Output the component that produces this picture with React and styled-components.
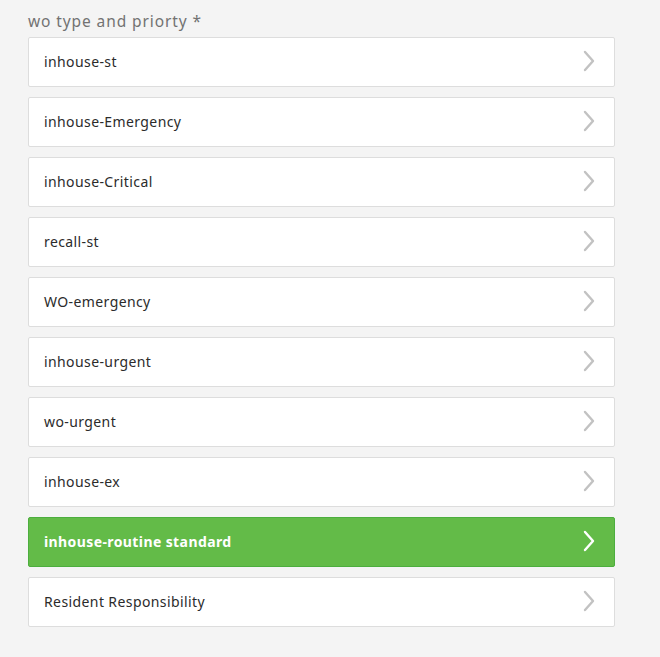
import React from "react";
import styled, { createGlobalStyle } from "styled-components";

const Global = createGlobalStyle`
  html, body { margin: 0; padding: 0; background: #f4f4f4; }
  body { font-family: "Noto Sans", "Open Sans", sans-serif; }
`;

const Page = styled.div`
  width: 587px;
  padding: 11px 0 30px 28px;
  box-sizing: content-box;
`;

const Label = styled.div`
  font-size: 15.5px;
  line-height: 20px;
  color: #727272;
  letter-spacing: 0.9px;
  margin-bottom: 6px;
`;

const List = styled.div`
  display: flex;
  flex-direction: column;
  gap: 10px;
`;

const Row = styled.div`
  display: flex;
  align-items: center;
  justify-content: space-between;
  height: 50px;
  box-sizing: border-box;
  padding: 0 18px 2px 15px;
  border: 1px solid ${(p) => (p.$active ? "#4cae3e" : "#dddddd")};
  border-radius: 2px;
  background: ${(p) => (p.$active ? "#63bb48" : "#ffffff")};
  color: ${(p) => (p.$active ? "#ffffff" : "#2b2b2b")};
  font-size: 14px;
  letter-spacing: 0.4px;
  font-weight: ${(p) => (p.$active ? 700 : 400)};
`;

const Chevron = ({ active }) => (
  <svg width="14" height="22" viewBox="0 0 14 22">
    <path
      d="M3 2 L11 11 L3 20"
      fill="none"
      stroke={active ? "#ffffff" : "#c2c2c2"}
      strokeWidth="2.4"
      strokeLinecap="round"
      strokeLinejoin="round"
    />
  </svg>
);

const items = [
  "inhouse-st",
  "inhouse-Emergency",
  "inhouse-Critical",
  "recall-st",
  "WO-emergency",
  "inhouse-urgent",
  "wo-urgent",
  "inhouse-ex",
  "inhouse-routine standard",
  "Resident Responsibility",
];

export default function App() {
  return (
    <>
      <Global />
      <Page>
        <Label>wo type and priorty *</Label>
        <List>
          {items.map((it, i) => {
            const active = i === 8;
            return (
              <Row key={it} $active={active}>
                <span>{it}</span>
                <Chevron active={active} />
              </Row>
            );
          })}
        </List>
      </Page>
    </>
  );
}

#### Exercise goal:
Write out the listing word for word, omitting the pictures it holds.

#### Reply:
Output the component that produces this picture with React and styled-components.
import React from "react";
import styled, { createGlobalStyle } from "styled-components";

const Global = createGlobalStyle`
  html, body { margin: 0; padding: 0; background: #f4f4f4; }
  body { font-family: "Noto Sans", "Open Sans", sans-serif; }
`;

const Page = styled.div`
  width: 587px;
  padding: 11px 0 30px 28px;
  box-sizing: content-box;
`;

const Label = styled.div`
  font-size: 15.5px;
  line-height: 20px;
  color: #727272;
  letter-spacing: 0.9px;
  margin-bottom: 6px;
`;

const List = styled.div`
  display: flex;
  flex-direction: column;
  gap: 10px;
`;

const Row = styled.div`
  display: flex;
  align-items: center;
  justify-content: space-between;
  height: 50px;
  box-sizing: border-box;
  padding: 0 18px 2px 15px;
  border: 1px solid ${(p) => (p.$active ? "#4cae3e" : "#dddddd")};
  border-radius: 2px;
  background: ${(p) => (p.$active ? "#63bb48" : "#ffffff")};
  color: ${(p) => (p.$active ? "#ffffff" : "#2b2b2b")};
  font-size: 14px;
  letter-spacing: 0.4px;
  font-weight: ${(p) => (p.$active ? 700 : 400)};
`;

const Chevron = ({ active }) => (
  <svg width="14" height="22" viewBox="0 0 14 22">
    <path
      d="M3 2 L11 11 L3 20"
      fill="none"
      stroke={active ? "#ffffff" : "#c2c2c2"}
      strokeWidth="2.4"
      strokeLinecap="round"
      strokeLinejoin="round"
    />
  </svg>
);

const items = [
  "inhouse-st",
  "inhouse-Emergency",
  "inhouse-Critical",
  "recall-st",
  "WO-emergency",
  "inhouse-urgent",
  "wo-urgent",
  "inhouse-ex",
  "inhouse-routine standard",
  "Resident Responsibility",
];

export default function App() {
  return (
    <>
      <Global />
      <Page>
        <Label>wo type and priorty *</Label>
        <List>
          {items.map((it, i) => {
            const active = i === 8;
            return (
              <Row key={it} $active={active}>
                <span>{it}</span>
                <Chevron active={active} />
              </Row>
            );
          })}
        </List>
      </Page>
    </>
  );
}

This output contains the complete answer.